No soy ajeno a que muchos dirán que esto es simplificar la complejidad de la crisis social actual. En verdad así es, pero lo es por una modesta didáctica que debe imponerse para facilitar la negociación. No puede verse la situación de bloqueo en que ha caído el relato de la protesta social y las respuestas del gobierno a un problema sobre el talante de las dos partes que deben buscar la salida. Pero tampoco se puede negar que si éstas no se reconocen en el exceso mencionado, difícilmente se puede avanzar en una negociación y en acuerdos para salir de la crisis, es decir, hay que abandonar esa sempiterna costumbre colombiana de creer que el otro es un pendejo para meterle los dedos en la boca. Es desafortunadamente lo que se ha impuesto en nuestra cultura para conseguir del otro lo que parece justo.
En otras palabras, hay que evitar la temeridad para empezar a echar los cimientos de una relación que se base en la reciprocidad y dejar atrás la proverbial desconfianza que se presenta en la sociedad colombiana cuando se trata de llegar a acuerdos. Eso supone, para ponerlo en términos coloquiales, que la negociación no puede seguir la estrategia fallida de la llamada conversación de Duque ni tampoco esa que muchos colectivos populares llaman la conversa. La una es un engendro para engañar y mamar gallo y la otra es una suerte de asamblea donde se habla de lo divino y lo humano per sécula seculórum.
Al gobierno de Duque se le debe exigir que abandone su pose de príncipe y le ofrezca garantías y medidas tangibles e inmediatas a las multitudes y a la dirigencia que ha liderado el paro desde el 28 de abril. A su vez, a la dirigencia del paro y de las protestas, se le pide contención, norte y tiempos precisos para negociar las demandas inmediatas a cumplir, así como seguimiento y control a los acuerdos de mediano y largo plazo que este gobierno no podrá cumplir.

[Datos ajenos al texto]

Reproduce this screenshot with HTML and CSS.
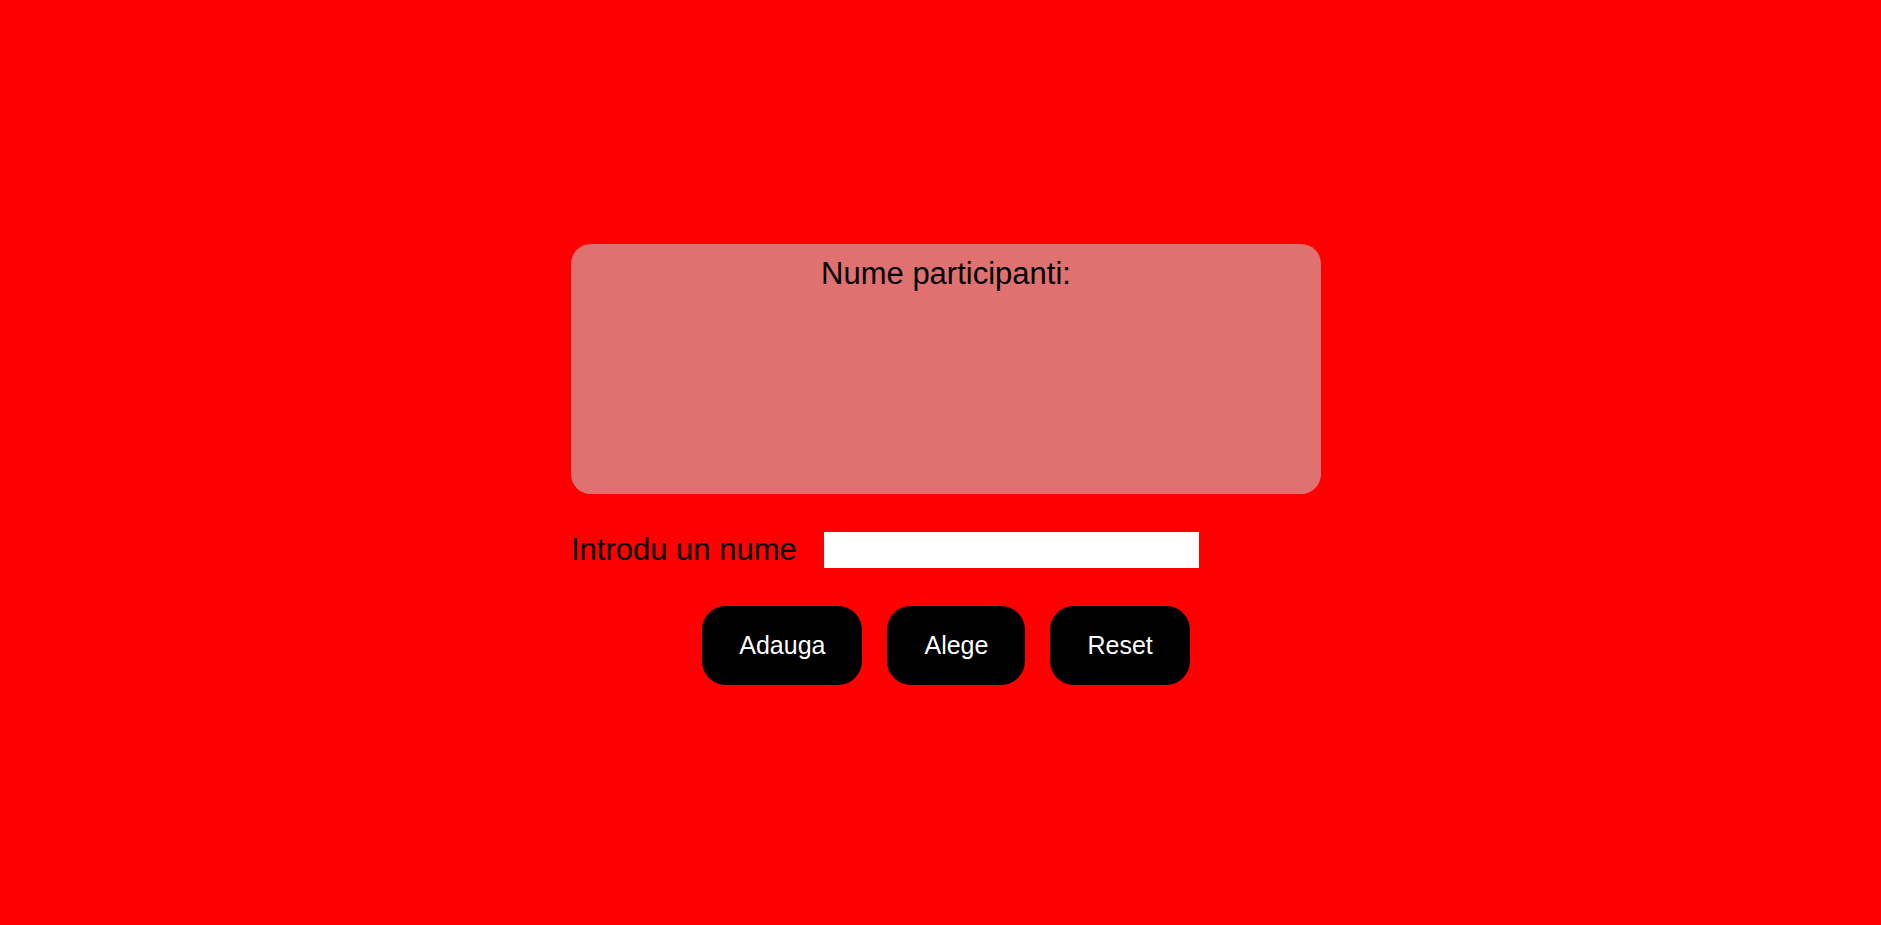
FILE: index.html
```html
<!DOCTYPE html>
<html lang="ro">
<head>
<meta charset="utf-8">
<title>Participanti</title>
<link rel="stylesheet" href="styles.css">
</head>
<body>
<main class="page">
  <div class="wrap">
    <section class="panel">
      <h2 class="panel-title">Nume participanti:</h2>
    </section>
    <div class="entry-row">
      <label class="entry-label" for="nume">Introdu un nume</label>
      <input class="entry-input" id="nume" type="text">
    </div>
    <div class="actions">
      <button class="btn">Adauga</button>
      <button class="btn">Alege</button>
      <button class="btn">Reset</button>
    </div>
  </div>
</main>
</body>
</html>
```
FILE: styles.css
```css
html, body {
  margin: 0;
  padding: 0;
}
body {
  background: #ff0000;
  font-family: "Liberation Sans", Arial, sans-serif;
}
.page {
  min-height: 100vh;
  box-sizing: border-box;
  padding: 3px 0 0 11px;
  display: flex;
  align-items: center;
  justify-content: center;
}
.wrap {
  width: 750px;
  display: flex;
  flex-direction: column;
}
.panel {
  height: 250px;
  box-sizing: border-box;
  padding-top: 12px;
  background: #e07171;
  border-radius: 20px;
  text-align: center;
}
.panel-title {
  margin: 0;
  font-size: 31px;
  font-weight: normal;
  color: #000;
}
.entry-row {
  margin-top: 38px;
  display: flex;
  align-items: center;
  gap: 27px;
}
.entry-label {
  font-size: 31px;
  color: #000;
}
.entry-input {
  width: 375px;
  height: 36px;
  box-sizing: border-box;
  border: none;
  background: #fff;
  margin: 0;
  padding: 0 4px;
  outline: none;
}
.actions {
  margin-top: 38px;
  display: flex;
  justify-content: center;
  gap: 25px;
}
.btn {
  height: 79px;
  padding: 0 37px;
  border: none;
  border-radius: 24px;
  background: #000;
  color: #fff;
  font-family: "Liberation Sans", Arial, sans-serif;
  font-size: 25px;
  cursor: pointer;
}
```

Es sensato que se crea, más por realismo que por deseo, que a Duque se le debe dejar terminar su indolente e infame gobierno tartufo y cobrarle en las urnas sus despropósitos. A las juventudes es un deber pedirles comprender que el país que sueñan y piden no es una agenda solo de ellos, sino de toda la sociedad que está harta de un Congreso mayoritariamente inepto y caradura, de una Justicia que no opera y de una élite que solo ha prorrogado indefinidamente el cumplimiento de los derechos de la mayoría de la sociedad.
En el entretanto es factible advertir que los llamados poderes de facto (jefes empresariales y lobistas de conglomerados económicos, directores de los grandes medios, los jefes altos mandos militares, jerarcas de la iglesia, capos del crimen organizado, influenciadores de las redes sociales, nobles del Estado) no pueden salirse siempre con la suya: de darle carameleo a las multitudes en las calles, mientras a puerta cerrada, en clubes exclusivos o sitios exclusivos en el exterior, unos pocos autoelegidos acuerdan de espaldas al país cómo seguir repartiéndose las riquezas del país y defendiendo sus privilegios.
Lo peor que podría pasarle a quienes tienen la responsabilidad de acordar una salida a la profunda crisis social del presente es seguir el leimotiv de Bertleby, el personaje de la novela homónima de Melville: es decir, él preferiría no hacerlo. Por el tan bien traído y manoseado bien común o interés general de la sociedad, ¡deben hacerlo!
¡Ya el año 2022 le dará a cada quien su merecido en las urnas!